Правда, в коммунистах неистовствовало марксистское разочарование. Они разочаровывались и свирепели, так как видели, что их наука действия вновь превращается в утопию. Но имелись другие немцы, которые жаловались на не предательство доктрин, а на самоубийство нации. Они не видели различий между народом, пролетариатом и демократией. Они видели лишь преступления, совершенные массами. В революции они видели конец немецкой истории. Разве народ не разрушил империю вместо того, чтобы ее защищать? Разве не пролетариат совершал безрассудные действия? Обычно в них раскаиваются, когда приходит время, и народ, оглянувшись, горько восклицает: что же мы наделали? Не сама ли нация порвала со своими традициями, со своими воспоминаниями, со своим назначением, со всеми претензиями на величие, которое отличало ее от прочих народов? Не сама ли нация променяла все это на общность, которая называлась демократией, но в которой она обрела закабаление, спекуляцию, ветреную полуобразованность? Демократию, которая медленно загоняет ее в могилу.
Видя такую перспективу, некоторые немцы, которые в эпоху масс остались индивидуалистами, восприняли стихийную мысль Ницше, который в духовной истории века был противопоставлен Марксу, находившемуся на другом полюсе, Маркс, вне всякого сомнения, раскопал бы причины событий, которые нам довелось пережить, в материализме, умирающем сейчас в революционных демократах. Маркс сначала предложил людям, тысячелетиями находившимся среди идей и привычно живших во имя идей, приманку в виде материи, материалистичного мышления, материалистического восприятия истории. Поменяв идею на материю, Маркс совершил самый чудовищный обман в истории человечества. Но действие всегда вызывает противодействие. И если теперь марксизм утопал в демократической сутолоке, не зарождалось ли в Ницше новое аристократическое мышление? Не был ли Ницше провозвестником встречного п^отестного движения, которое должно прийти после окончания массового столпотворения, которое предсказывал, и как принципиальный противник любой «средней позиции точно знал, что крайность производит на свет другую крайность? Осталось ли немцу, который духовно причисляет себя к таковым, что-то иное, по возможности далекое от смешения людей и понятий? Признает ли он (по крайней мере, в мыслях) исключительность личного сознания и внутреннее право личности?

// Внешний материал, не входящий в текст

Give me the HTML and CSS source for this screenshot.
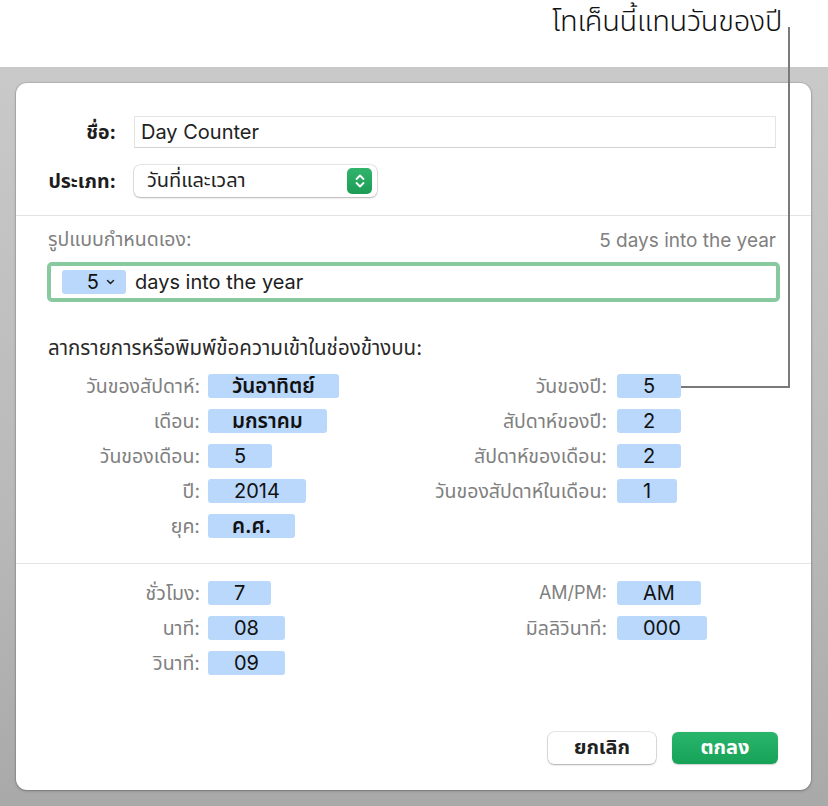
FILE: index.html
```html
<!DOCTYPE html>
<html lang="th">
<head>
<meta charset="utf-8">
<title>Day Counter</title>
<link rel="stylesheet" href="styles.css">
</head>
<body>
<header class="caption"><span class="caption-text">โทเค็นนี้แทนวันของปี</span></header>
<main class="stage">
  <section class="dialog">
    <div class="top">
      <div class="row">
        <span class="lbl strong">ชื่อ:</span>
        <div class="input">Day Counter</div>
      </div>
      <div class="row">
        <span class="lbl strong">ประเภท:</span>
        <div class="popup">
          <span class="popup-text">วันที่และเวลา</span>
          <span class="stepper">
            <svg width="12" height="16" viewBox="0 0 12 16"><path d="M2.5 6 L6 2.5 L9.5 6 M2.5 10 L6 13.5 L9.5 10" fill="none" stroke="#fff" stroke-width="1.8" stroke-linecap="round" stroke-linejoin="round"/></svg>
          </span>
        </div>
      </div>
    </div>
    <div class="sep"></div>
    <div class="format">
      <div class="format-head"><span class="thai-text">รูปแบบกำหนดเอง:</span><span class="latin-text">5 days into the year</span></div>
      <div class="format-field">
        <span class="field-token">5<svg width="9" height="6" viewBox="0 0 9 6"><path d="M1.5 1.5 L4.5 4.5 L7.5 1.5" fill="none" stroke="#222" stroke-width="1.5" stroke-linecap="round" stroke-linejoin="round"/></svg></span>
        <span class="field-text">days into the year</span>
      </div>
    </div>
    <p class="hint">ลากรายการหรือพิมพ์ข้อความเข้าในช่องข้างบน:</p>
    <div class="tokens date">
      <span class="lbl">วันของสัปดาห์:</span><span class="token thai">วันอาทิตย์</span>
      <span class="lbl">วันของปี:</span><span class="token">5</span>
      <span class="lbl">เดือน:</span><span class="token thai">มกราคม</span>
      <span class="lbl">สัปดาห์ของปี:</span><span class="token">2</span>
      <span class="lbl">วันของเดือน:</span><span class="token">5</span>
      <span class="lbl">สัปดาห์ของเดือน:</span><span class="token">2</span>
      <span class="lbl">ปี:</span><span class="token">2014</span>
      <span class="lbl">วันของสัปดาห์ในเดือน:</span><span class="token narrow">1</span>
      <span class="lbl">ยุค:</span><span class="token thai">ค.ศ.</span>
    </div>
    <div class="sep"></div>
    <div class="tokens time">
      <span class="lbl">ชั่วโมง:</span><span class="token">7</span>
      <span class="lbl latin">AM/PM:</span><span class="token">AM</span>
      <span class="lbl">นาที:</span><span class="token">08</span>
      <span class="lbl">มิลลิวินาที:</span><span class="token">000</span>
      <span class="lbl">วินาที:</span><span class="token">09</span>
    </div>
    <div class="actions">
      <button class="btn cancel">ยกเลิก</button>
      <button class="btn ok">ตกลง</button>
    </div>
  </section>
</main>
<div class="callout-line"></div>
</body>
</html>
```
FILE: styles.css
```css
* { box-sizing: border-box; }
html, body { margin: 0; padding: 0; }
body {
  width: 828px;
  height: 806px;
  overflow: hidden;
  position: relative;
  background: #fff;
  font-family: "Inter", "Noto Sans Thai", "Noto Sans Thai UI", "Noto Sans", "Liberation Sans", sans-serif;
  color: #1d1d1d;
}
.caption {
  height: 67px;
  display: flex;
  justify-content: flex-end;
  align-items: flex-start;
  padding: 2px 46px 0 0;
}
.caption-text {
  font-size: 29px;
  font-weight: 300;
  color: #111;
  line-height: 38px;
  letter-spacing: -0.3px;
}
.stage {
  height: 739px;
  padding: 16px 17px 16px 16px;
  background: linear-gradient(180deg, #c9c9c9 0%, #b9b9b9 60%, #a9a9a9 100%);
}
.dialog {
  height: 707px;
  background: #fff;
  border-radius: 11px;
  box-shadow: 0 0 0 1px rgba(0,0,0,0.08), 0 1px 3px rgba(0,0,0,0.25);
  display: flex;
  flex-direction: column;
}
.top {
  padding: 33px 35px 0 32px;
  display: flex;
  flex-direction: column;
  gap: 17px;
}
.row {
  display: grid;
  grid-template-columns: 68px 1fr;
  column-gap: 18px;
  align-items: center;
}
.lbl {
  text-align: right;
  font-size: 19.5px;
  line-height: 24px;
  color: #808080;
  white-space: nowrap;
}
.lbl.latin { font-size: 18px; }
.lbl.strong {
  color: #1d1d1d;
  font-weight: 700;
}
.input {
  height: 32px;
  border: 1px solid #e4e4e4;
  border-bottom-color: #d2d2d2;
  display: flex;
  align-items: center;
  padding-left: 6px;
  font-size: 20px;
  color: #222;
}
.popup {
  width: 243px;
  height: 32px;
  border-radius: 6px;
  background: #fff;
  box-shadow: 0 0 0 0.5px rgba(0,0,0,0.18), 0 1px 2px rgba(0,0,0,0.22);
  display: flex;
  align-items: center;
  justify-content: space-between;
  padding: 0 5px 0 13px;
}
.popup-text { font-size: 20px; color: #222; }
.stepper {
  width: 25px;
  height: 26px;
  border-radius: 5px;
  background: linear-gradient(180deg, #31b46c, #1c9c56);
  display: flex;
  align-items: center;
  justify-content: center;
}
.sep {
  height: 1px;
  background: #e3e3e3;
  margin-top: 18px;
}
.format {
  padding: 12px 35px 0 31px;
}
.format-head {
  display: flex;
  justify-content: space-between;
  align-items: center;
  padding-left: 1px;
  color: #808080;
  height: 24px;
}
.thai-text { font-size: 19.5px; }
.latin-text { font-size: 19px; }
.format-field {
  margin-top: 10px;
  width: 733px;
  height: 40px;
  border: 4px solid #88c9a0;
  border-radius: 5px;
  display: flex;
  align-items: center;
  padding-left: 11px;
  gap: 9px;
}
.field-token {
  width: 64px;
  height: 24px;
  border-radius: 3px;
  background: #b9d8fc;
  display: flex;
  align-items: center;
  justify-content: flex-end;
  gap: 7px;
  padding-right: 11px;
  font-size: 20px;
  color: #111;
}
.field-text { font-size: 20px; color: #1d1d1d; }
.hint {
  margin: 34px 0 0 32px;
  font-size: 20.5px;
  color: #2a2a2a;
  line-height: 24px;
}
.tokens {
  display: grid;
  grid-template-columns: 152px 160px 247px 1fr;
  grid-auto-rows: 24px;
  row-gap: 11px;
  align-items: center;
  padding-left: 32px;
}
.tokens.date { margin-top: 14px; }
.tokens.time { margin-top: 17px; }
.tokens .lbl { justify-self: end; }
.tokens .token:nth-child(4n+2) { margin-left: 8px; }
.tokens .token:nth-child(4n) { margin-left: 10px; }
.token {
  justify-self: start;
  min-width: 63px;
  height: 24px;
  padding: 0 26px;
  border-radius: 3px;
  background: #b9d8fc;
  display: flex;
  align-items: center;
  justify-content: center;
  font-size: 20px;
  color: #111;
}
.token.thai { font-weight: 600; font-size: 20.5px; padding: 0 24px; }
.token.narrow { min-width: 60px; }
.tokens.date + .sep { margin-top: 25px; }
.actions {
  margin-top: auto;
  display: flex;
  justify-content: flex-end;
  gap: 16px;
  padding: 0 33px 26px 0;
}
.btn {
  height: 32px;
  border: none;
  border-radius: 6px;
  font-family: inherit;
  font-size: 20px;
  font-weight: 700;
  padding: 0;
}
.btn.cancel {
  width: 108px;
  background: #fff;
  color: #222;
  box-shadow: 0 0 0 0.5px rgba(0,0,0,0.18), 0 1px 2px rgba(0,0,0,0.25);
}
.btn.ok {
  width: 106px;
  background: linear-gradient(180deg, #29b56b, #16a257);
  color: #fff;
  box-shadow: 0 0.5px 1.5px rgba(0,0,0,0.2);
}
.callout-line {
  position: absolute;
  left: 681px;
  top: 27px;
  width: 109px;
  height: 361px;
  border-right: 2px solid #7a7a7a;
  border-bottom: 2px solid #7a7a7a;
}
```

Однако сам Ницше давал другой ответ. А также он давал социологический ответ, который мы должны вспомнить, когда выступаем против Маркса. Ответ, который он дал — философский, противоречивый и совершенно противопоставленный Марксу. Ницше предрекал эпоху «большого осознания ужасного землетрясения». Но он добавлял, что эта эпоха снова поставит один из «новых вопросов», вечных вопросов, героических вопросов, как он их хотел понимать, консервативных вопросов, как мы должны понимать их. К этим «новым вопросам» он также причислял пролетарский вопрос. Однако Ницше был профессиональным борцом против всего, — что было массой, а не иерархией, делением, дифференциацией. Он как реставратор человеческой иерархии, чувствовал «времена универсального избирательного права, то есть когда любой через каждого может судить любого». Он говорил об «ужасных последствиях равенства», заявив: «Наша социология не знает другого инстинкта, кроме стада, то есть быть суммированным нулем, когда каждый нуль имеет равные права, где сам нуль является добродетелью». Но по биологическим причинам Ницше проводил различия между народом, пролетариатом и демократией.
Он знал, что демократия — это поверхностное общественное явление, которое умрет, в то время как в пролетариате он видел гораздо более глубокие проблемы, которые для него были также связаны с обновлением человека снизу. Когда он сказал о немецком народе, что тот не имеет сегодня, а только вчера и завтра, то он приобщал к этому будущему и пролетариат. И он понимал, что социализм, который являлся не доктриной, а жизненно-историческим выражением подъема человечества с сильными, еще не зачахшими изначально приобретенными инстинктами, был стихийным феноменом, от которого нельзя было уклониться и нельзя было игнорировать.